Many of the poems and prose poems in this collection are playful, inventive and surprising. In Crete, 1980 Jacquie Saphra gently sends up early attempts at sexual relationships: she is ‘girlish and abandoned,’ and ‘I howled into the drunken dark for / stupid reasons’. In Virginity she recalls her mother’s advice to lose her virginity before a continental holiday rather than ‘drag / the weight of it / along with my other baggage / all that way across the English Channel.’ Volunteers, 1978, a poem about working on a kibbutz, perfectly captures the frivolousness of privilege and the ignorance of youth, when military service and the possibility of being shot is ‘really, really funny.’ There are also poems about the surprise and pleasure of love in later life. In a beautifully achieved villanelle, Kiss/Kiss, she describes: a ‘deeper’ love that in a kiss has ‘all the years of reckoning pressed / between our lips.’

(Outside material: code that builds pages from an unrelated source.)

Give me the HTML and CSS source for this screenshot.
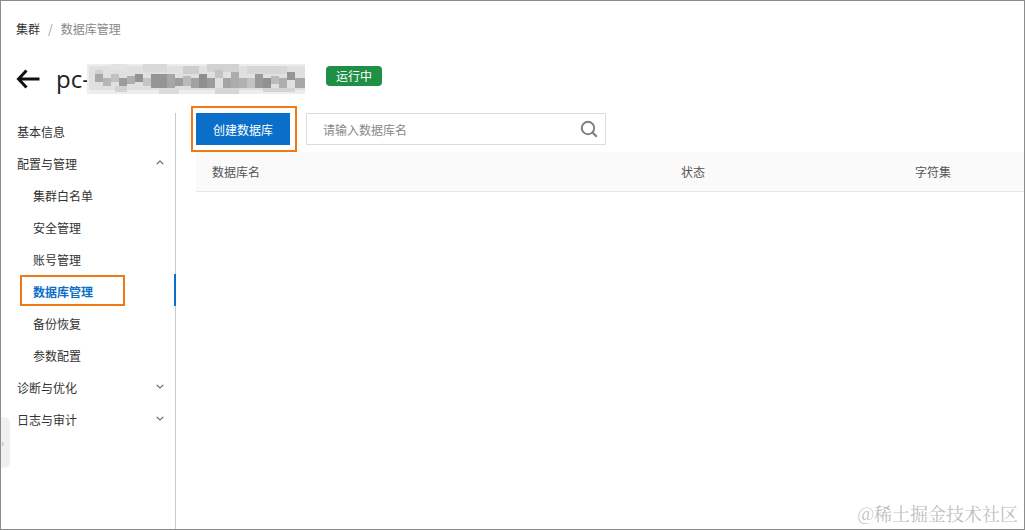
FILE: index.html
```html
<!DOCTYPE html>
<html lang="zh">
<head>
<meta charset="utf-8">
<title>数据库管理</title>
<link rel="stylesheet" href="styles.css">
</head>
<body>
<div class="frame">
  <nav class="crumbs"><span class="crumb-root">集群</span><span class="crumb-sep">/</span><span class="crumb-cur">数据库管理</span></nav>
  <header class="title-row">
    <svg class="back" width="24" height="20" viewBox="0 0 24 20"><path d="M23.500 10H2.500M10.500 1.500L2.500 10l8 8.500" fill="none" stroke="#111" stroke-width="3"/></svg>
    <h1 class="title">pc-</h1>
    <svg class="mosaic" width="218" height="30" viewBox="0 0 218 30" shape-rendering="crispEdges">
      <rect x="0" y="0" width="218" height="30" fill="#fff"/>
      <rect x="2" y="2" width="216" height="24" fill="#f1f1f1"/>
      <rect x="8" y="6" width="8" height="8" fill="#e0e0e0"/><rect x="24" y="0" width="16" height="6" fill="#f4f4f4"/><rect x="56" y="0" width="24" height="8" fill="#e9e9e9"/><rect x="96" y="2" width="16" height="8" fill="#dcdcdc"/><rect x="120" y="0" width="32" height="8" fill="#e2e2e2"/><rect x="160" y="2" width="40" height="8" fill="#e6e6e6"/>
      <rect x="8" y="10" width="8" height="8" fill="#b5b5b5"/><rect x="16" y="14" width="8" height="8" fill="#c4c4c4"/><rect x="24" y="10" width="8" height="8" fill="#d0d0d0"/><rect x="32" y="14" width="8" height="8" fill="#a8a8a8"/><rect x="40" y="12" width="8" height="8" fill="#bcbcbc"/><rect x="48" y="10" width="8" height="8" fill="#9e9e9e"/><rect x="56" y="14" width="8" height="8" fill="#d4d4d4"/><rect x="64" y="10" width="16" height="14" fill="#a0a0a0"/><rect x="80" y="10" width="8" height="14" fill="#b4b4b4"/><rect x="88" y="14" width="8" height="8" fill="#a8a8a8"/><rect x="96" y="12" width="8" height="10" fill="#c8c8c8"/><rect x="104" y="14" width="8" height="10" fill="#aeaeae"/><rect x="112" y="10" width="8" height="14" fill="#9a9a9a"/><rect x="120" y="14" width="8" height="10" fill="#a8a8a8"/><rect x="128" y="6" width="8" height="8" fill="#d2d2d2"/><rect x="136" y="14" width="8" height="10" fill="#b0b0b0"/><rect x="144" y="8" width="8" height="16" fill="#b9b9b9"/><rect x="152" y="14" width="8" height="10" fill="#bebebe"/><rect x="160" y="14" width="8" height="10" fill="#d2d2d2"/><rect x="168" y="10" width="8" height="14" fill="#a4a4a4"/><rect x="176" y="14" width="8" height="10" fill="#9c9c9c"/><rect x="184" y="12" width="8" height="8" fill="#c8c8c8"/><rect x="192" y="14" width="8" height="10" fill="#bcbcbc"/><rect x="200" y="8" width="8" height="8" fill="#a0a0a0"/><rect x="208" y="14" width="10" height="10" fill="#b4b4b4"/>
      <rect x="28" y="22" width="12" height="6" fill="#e2e2e2"/><rect x="72" y="24" width="20" height="6" fill="#ececec"/><rect x="128" y="24" width="24" height="6" fill="#e6e6e6"/><rect x="176" y="24" width="32" height="4" fill="#e4e4e4"/>
    </svg>
    <span class="status">运行中</span>
  </header>
  <div class="body">
    <aside class="side">
      <div class="item">基本信息</div>
      <div class="item has-caret">配置与管理<svg class="caret" width="8" height="5" viewBox="0 0 10 6"><path d="M1 5l4-4 4 4" fill="none" stroke="#555" stroke-width="1.300"/></svg></div>
      <div class="item sub">集群白名单</div>
      <div class="item sub">安全管理</div>
      <div class="item sub">账号管理</div>
      <div class="item sub active"><span class="mark mark-menu"></span>数据库管理</div>
      <div class="item sub">备份恢复</div>
      <div class="item sub">参数配置</div>
      <div class="item has-caret">诊断与优化<svg class="caret" width="8" height="5" viewBox="0 0 10 6"><path d="M1 1l4 4 4-4" fill="none" stroke="#555" stroke-width="1.300"/></svg></div>
      <div class="item has-caret">日志与审计<svg class="caret" width="8" height="5" viewBox="0 0 10 6"><path d="M1 1l4 4 4-4" fill="none" stroke="#555" stroke-width="1.300"/></svg></div>
      <div class="handle"><span class="handle-arrow">›</span></div>
    </aside>
    <main class="content">
      <div class="toolbar">
        <button class="create"><span class="mark mark-btn"></span>创建数据库</button>
        <div class="search">
          <span class="placeholder">请输入数据库名</span>
          <svg width="18" height="18" viewBox="0 0 18 18"><circle cx="8" cy="8" r="6.200" fill="none" stroke="#808080" stroke-width="2"/><path d="M12.500 12.500l4.300 4.300" stroke="#808080" stroke-width="2.200"/></svg>
        </div>
      </div>
      <div class="thead">
        <span class="col col-name">数据库名</span>
        <span class="col col-state">状态</span>
        <span class="col">字符集</span>
      </div>
    </main>
  </div>
  <div class="watermark">@稀土掘金技术社区</div>
</div>
</body>
</html>
```
FILE: styles.css
```css
* { box-sizing: border-box; }
html, body { margin: 0; height: 100%; overflow: hidden; }
body { background: #fff; font-family: "Noto Sans CJK SC", "Liberation Sans", sans-serif; color: #333; }
.frame { position: relative; width: 1025px; height: 530px; border: 1px solid #8c8c8c; display: flex; flex-direction: column; overflow: hidden; }
.crumbs { display: flex; align-items: center; height: 18px; margin: 19px 0 0 15px; font-size: 12px; line-height: 18px; }
.crumb-root { color: #333; }
.crumb-sep { color: #999; margin: 0 8px; }
.crumb-cur { color: #888; }
.title-row { display: flex; align-items: center; height: 30px; margin: 26px 0 0 15px; }
.back { flex: none; }
.title { margin: 0 0 0 16px; font: 400 24px/30px "Open Sans", "Liberation Sans", sans-serif; color: #222; }
.mosaic { flex: none; margin-left: -3px; filter: brightness(.93) blur(.6px); }
.status { flex: none; width: 56px; height: 20px; margin: 0 0 6px 21px; background: #1f8f45; color: #fff; border-radius: 4px; font-size: 12px; line-height: 20px; text-align: center; }
.body { display: flex; flex: 1; min-height: 0; margin-top: 19px; }
.side { position: relative; flex: none; width: 175px; padding-top: 2px; border-right: 1px solid #c9c9c9; }
.item { position: relative; display: flex; align-items: center; height: 32px; padding-left: 16px; font-size: 12px; color: #333; }
.sub { padding-left: 32px; }
.caret { position: absolute; right: 11px; top: 13px; }
.active { color: #0a6fc9; font-weight: 700; }
.active::after { content: ""; position: absolute; right: -1px; top: -1px; width: 2px; height: 32px; background: #0a6fc9; }
.mark { position: absolute; border: 2px solid #ed7a14; pointer-events: none; }
.mark-menu { left: 19px; top: 0; width: 105px; height: 31px; }
.handle { position: absolute; left: -1px; top: 304px; width: 10px; height: 51px; background: #f0f0f0; border-radius: 0 6px 6px 0; }
.handle-arrow { display: block; font-size: 10px; line-height: 51px; color: #aaa; text-align: left; padding-left: 1px; }
.content { flex: 1; min-width: 0; padding: 0 0 0 20px; }
.toolbar { display: flex; align-items: center; gap: 16px; height: 32px; }
.create { position: relative; flex: none; width: 94px; height: 32px; padding: 0; border: 0; background: #0a6fc9; color: #fff; font: inherit; font-size: 12px; }
.mark-btn { left: -5px; top: -7px; width: 106px; height: 46px; }
.search { flex: none; display: flex; align-items: center; justify-content: space-between; width: 300px; height: 32px; padding: 0 7px 0 16px; border: 1px solid #dcdcdc; }
.placeholder { font-size: 12px; color: #888; }
.thead { display: flex; align-items: center; height: 40px; margin-top: 7px; padding-left: 16px; background: #fafafa; border-bottom: 1px solid #e6e6e6; font-size: 12px; color: #555; }
.col { flex: none; }
.col-name { width: 469px; }
.col-state { width: 234px; }
.watermark { position: absolute; right: 6px; bottom: 4px; font-family: "Noto Serif CJK SC", "Noto Sans CJK SC", sans-serif; font-size: 18px; line-height: 24px; color: rgba(120,120,120,.5); }
```
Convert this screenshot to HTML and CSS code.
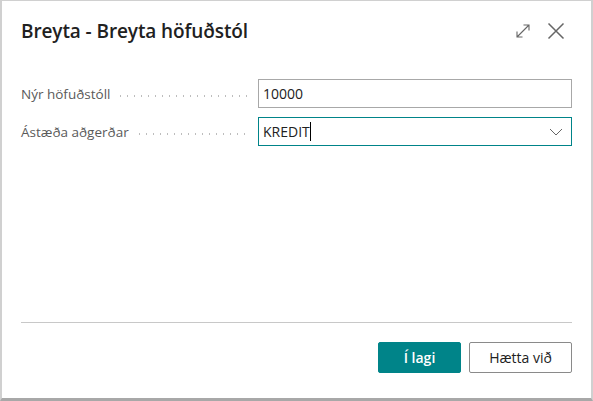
FILE: index.html
```html
<!DOCTYPE html>
<html lang="is">
<head>
<meta charset="utf-8">
<link rel="stylesheet" href="styles.css">
</head>
<body>
<div class="dialog">
  <div class="header">
    <h1 class="title">Breyta - Breyta höfuðstól</h1>
    <div class="header-actions">
      <span class="icon-btn">
        <svg width="16" height="16" viewBox="0 0 16 16"><path d="M2 14 L14 2 M8.5 2 H14 V7.5 M2 8.5 V14 H7.5" fill="none" stroke="#666" stroke-width="1.1"/></svg>
      </span>
      <span class="icon-btn">
        <svg width="18" height="18" viewBox="0 0 18 18"><path d="M1.5 1.5 L16.5 16.5 M16.5 1.5 L1.5 16.5" fill="none" stroke="#666" stroke-width="1.5"/></svg>
      </span>
    </div>
  </div>
  <div class="content">
    <div class="row">
      <label class="label"><span class="label-text">Nýr höfuðstóll</span><span class="dots"></span></label>
      <div class="field">10000</div>
    </div>
    <div class="row">
      <label class="label"><span class="label-text">Ástæða aðgerðar</span><span class="dots"></span></label>
      <div class="field select"><span>KREDIT<span class="caret"></span></span>
        <svg width="14" height="8" viewBox="0 0 14 8"><path d="M1 1 L7 7 L13 1" fill="none" stroke="#666" stroke-width="1"/></svg>
      </div>
    </div>
  </div>
  <div class="footer">
    <button class="btn primary">Í lagi</button>
    <button class="btn">Hætta við</button>
  </div>
</div>
</body>
</html>
```
FILE: styles.css
```css
html, body { margin: 0; padding: 0; }
body {
  width: 593px; height: 401px; overflow: hidden; background: #fff;
  font-family: "Segoe UI", "Open Sans", "Noto Sans", sans-serif;
}
.dialog {
  box-sizing: border-box;
  width: 593px; height: 401px;
  border-top: 1px solid #d0d0d0;
  border-left: 2px solid #d0d0d0;
  border-right: 2px solid #d0d0d0;
  border-bottom: 3px solid #a8a8a8;
  display: flex; flex-direction: column;
  padding: 0 19px 0 19px;
}
.header {
  display: flex; align-items: center; justify-content: space-between;
  height: 59px;
}
.title {
  margin: 0; font-size: 19px; font-weight: 600; color: #212121;
  letter-spacing: -0.1px;
}
.header-actions { display: flex; align-items: center; gap: 16px; margin-right: 7px; }
.icon-btn { display: flex; }
.content { flex: 1; display: flex; flex-direction: column; gap: 9px; padding-top: 19px; }
.row { display: flex; align-items: center; }
.label {
  width: 237px; display: flex; align-items: center;
  font-size: 13.5px; color: #5a5a5a; margin-right: 0;
}
.label-text { white-space: nowrap; }
.dots {
  flex: 1; height: 2px; margin: 4px 9px 0 7px;
  background-image: radial-gradient(circle, #bdbdbd 0.8px, transparent 1px);
  background-size: 7px 2px;
  background-repeat: repeat-x;
}
.field {
  box-sizing: border-box; flex: 1; height: 29px;
  border: 1px solid #a8a8a8; display: flex; align-items: center;
  padding: 0 4px; font-size: 14px; color: #212121;
}
.field.select {
  border-color: #008489; justify-content: space-between; padding-right: 8px;
}
.caret {
  display: inline-block; width: 1px; height: 19px; background: #000;
  vertical-align: -4px;
}
.footer {
  border-top: 1px solid #c8c8c8; height: 76px;
  display: flex; justify-content: flex-end; align-items: flex-start;
  gap: 8px; padding-top: 19px; box-sizing: border-box;
}
.btn {
  font-family: inherit; font-size: 14px; height: 31px;
  background: #fff; border: 1px solid #8a8a8a; color: #212121;
  padding: 0; width: 103px; border-radius: 2px;
}
.btn.primary {
  background: #008489; border-color: #008489; color: #fff; font-weight: 600; width: 83px;
}
```
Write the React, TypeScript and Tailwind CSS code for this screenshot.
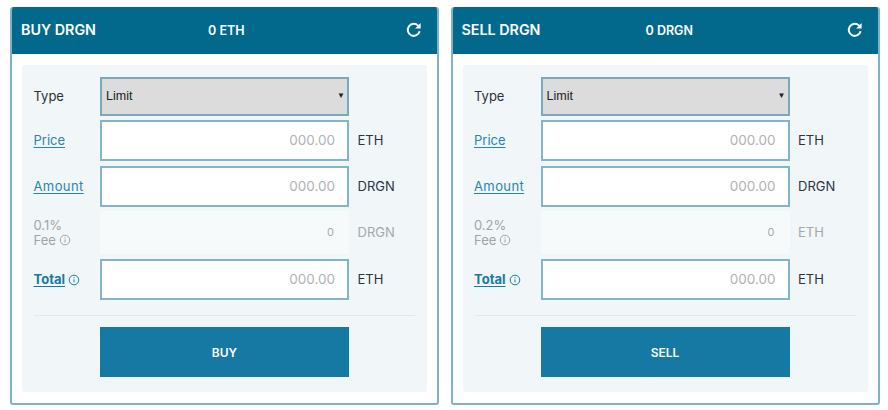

There is humour and warmth as well as pleasure in the poems that focus on friendships but, as in Soup there is often a sting in the tale – friends discussing ‘why death, that common leveller, always comes / as a shock’ find themselves imagining how it would be if a friend were to die on the day of another’s wedding. In the deeply sad and moving poem, The Sound of Music the poet realises that problems in later life are already encapsulated in innocent childhood games: when a sister takes an overdose – ‘you can squander a lifetime / trying to stay small and pretty’.
Poems that deal with the loss felt when children grow up and leave, coupled with pride in a daughter or son’s achievements are poignant. Many of the poems evidence a strong thread of feminism. In The Doors to my Daughter’s House the narrator has ‘lingered’ until her daughter is ‘one with the horizon’ – and ‘she’s made it plain that I must never lean against / those doors she’s carved,’ – a beautiful image of how children move away and start their own lives. In listing all the ways in which children mark out their own individuality – the ‘dogs and woks and all things green’ we feel ‘the helpless / love one creature must bear another.’
This is a delightful collection of moving, funny and clever poems with snippets, anecdotes and observations that always ring true. As a contemporary, many of these poems resonated with me. Ultimately Jacquie Saphra gives us a wry look at life that, in spite of everything, always returns to the strength of friendship and the love of family, to soup and safety. All My Mad Mothers is a collection to come back to and reread.
Jacquie Saphra’s new book, A Bargain with the Light: poems after Lee Miller from Hercules Editions will be published in September 2017.